Шрифт:
Дора положила ладони на плечи Блавинской. Пора было снять халат и направить ее к ступенькам, уходившим под воду.
— Расстегните! — сказала Дора.
Графиня послушно и обреченно, как ребенок, развязала пояс и расстегнула пуговицы халата. Дора, перебросив халат через руку и глядя, как Лунная Леди спускается по ступенькам, невольно шагнула вперед, чтобы поддержать графиню, если та упадет. Ступни у Татьяны Блавинской были крошечные, с высоким подъемом, руки и ноги пухлые, округлые — руки и ноги танцовщицы, — ягодицы твердые, как фарфоровые луны. А груди… Дора закрыла глаза. Она не могла думать о них, это было невыносимо!
Блавинская со вздохом погрузилась в воду.
Дора, не спуская с нее глаз, села на край ванны. Графиня сидела внизу на встроенной скамеечке, раскинув руки в стороны. Веки опущены вниз, рот приоткрыт, голова запрокинута назад — она словно ждала, что ее сейчас обнимут.
Нет, это невозможно. Любить кого-то и не сметь поцеловать, прикоснуться, обнять…
Невозможно — и все-таки приходится терпеть.
Пилигрим сидел в инвалидном кресле с клетчатым пледом на коленях. На нем была голубая пижама, серый больничный халат, белые носки и замшевые шлепанцы с опушкой из овечьей шерсти. Кисти с забинтованными запястьями — напоминание о кратком пребывании в изоляторе — лежали на коленях.

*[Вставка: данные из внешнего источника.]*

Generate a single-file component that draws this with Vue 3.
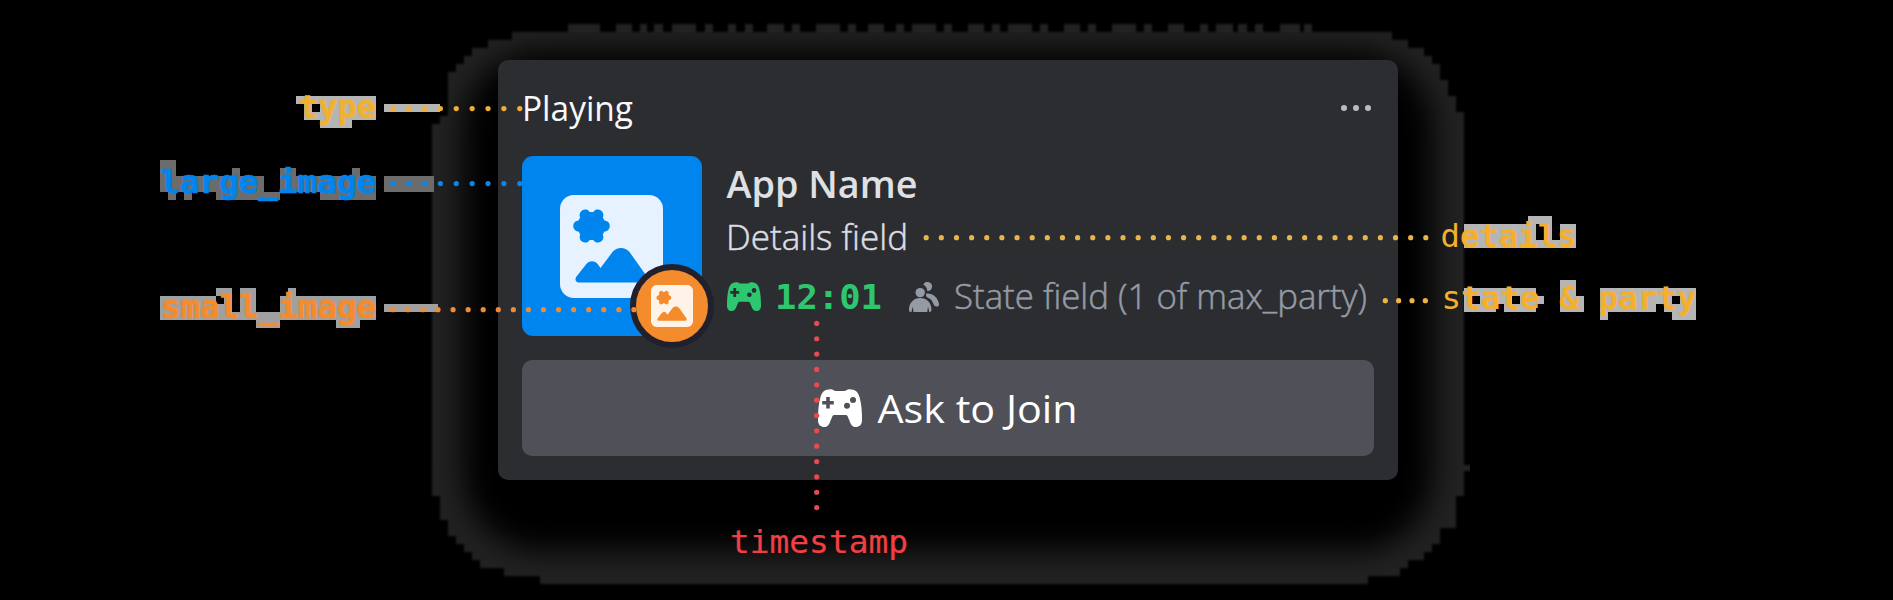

Кесслер, следуя указаниям доктора Фуртвенглера, вывез его на застекленную веранду, выходившую в сад. Вдалеке за деревьями виднелись горы, что окружали неразличимое отсюда Цюрихское озеро. Пилигрим сидел в полном молчании, безучастно глядя вдаль. Горы ничего ему не говорили. Небо тоже. Солнце, клонившееся к закату, было незнакомо. Пилигрим решил считать его своим другом, но у солнца не было имени. Как же к нему обращаться?
у меня болят запястья.
Ноют.
Он не знал почему.
Он ничего не помнил.
Бинты.
Белые.
Снег?..
Он знал слово «снег» и видел его за окнами.
Он также знал слова, обозначающие горы и окно. А вот слов для таких понятий, как город — здания — дома — люди, — У него не было.
Мужчины и женщины?
Может быть.
Он видел других пациентов. Двое сидели в креслах-каталках, другие стояли, прислонившись к стене или прильнув к окну. Пилигриму они казались похожими на шахматные фигуры.
Шахматная доска.
Игра началась?
Игра.
Это игра. Кто-нибудь передвинет меня. Рука опустится вниз…
Пальцы.
Надо мной задумаются.
Кто-то кашлянет.
Пальцы коснутся меня. Почти поднимут — но нет. Решат, что мне здесь безопаснее.
Пилигрим окинул окружающих взором.
Три пешки, один слон, два коня, король и королева. Король был разлучен с королевой. Она стояла одна, беззащитная, а короля стеной окружало его войско. Белое.
Белый король. Белые пешки. Белая королева.
А где же черные фигуры? НИ одной не видать — все белые. И когда противник сделает следующий ход?
Доктор Юнг подошел и встал у него за спиной, прижимая палец к губам, чтобы Кесслер ничего сказал.
Санитар кивнул и шагнул в сторону.
Юнг вышел вперед по диагонали, направляясь вправо от пилигрима, перебрасываясь приветствиями со знакомыми санитарами.
Было четыре часа пополудни.
Солнце клонилось к закату, готовое вот-вот скрыться за горами. Низкое зимнее солнце со странным, каким-то летним оттенком. Оранжевое, как апельсин.
«Там апельсин, — подумал пилигрим. — Возможно, он тоже участник игры. Фигура. Или же игрок. Бог».
Бог.
Ну конечно!
Бог был огненным шаром в…
В чем? В чем? Как же это называется?
Теперь Пилигрим был полностью виден Юнгу в профиль. Юнг ничего не говорил. Он наблюдал.
Пилигрим шевельнул руками. Кисти у него онемели.
Они замерзли в снегу.
Они умрут.
Часть меня умрет.
Как чудесно…
Юнг заметил, что Пилигрим чуть приоткрыл рот, но так и не произнес ни слова.
Сумерки. Самое хорошее время. Промежуток между светом и тьмой.
Юнг вспомнил слова леди Куотермэн о «вечных сумерках», в которых пилигрим провел первые восемнадцать лет жизни.
Возможно, тогда он не помышлял о самоубийстве. Судя по тому, что Юнг узнал за долгие годы изучения шизофрении, эта болезнь обычно настигала людей в возрасте семнадцати-восемнадцати лет. Ну, возможно, девятнадцати-двадцати.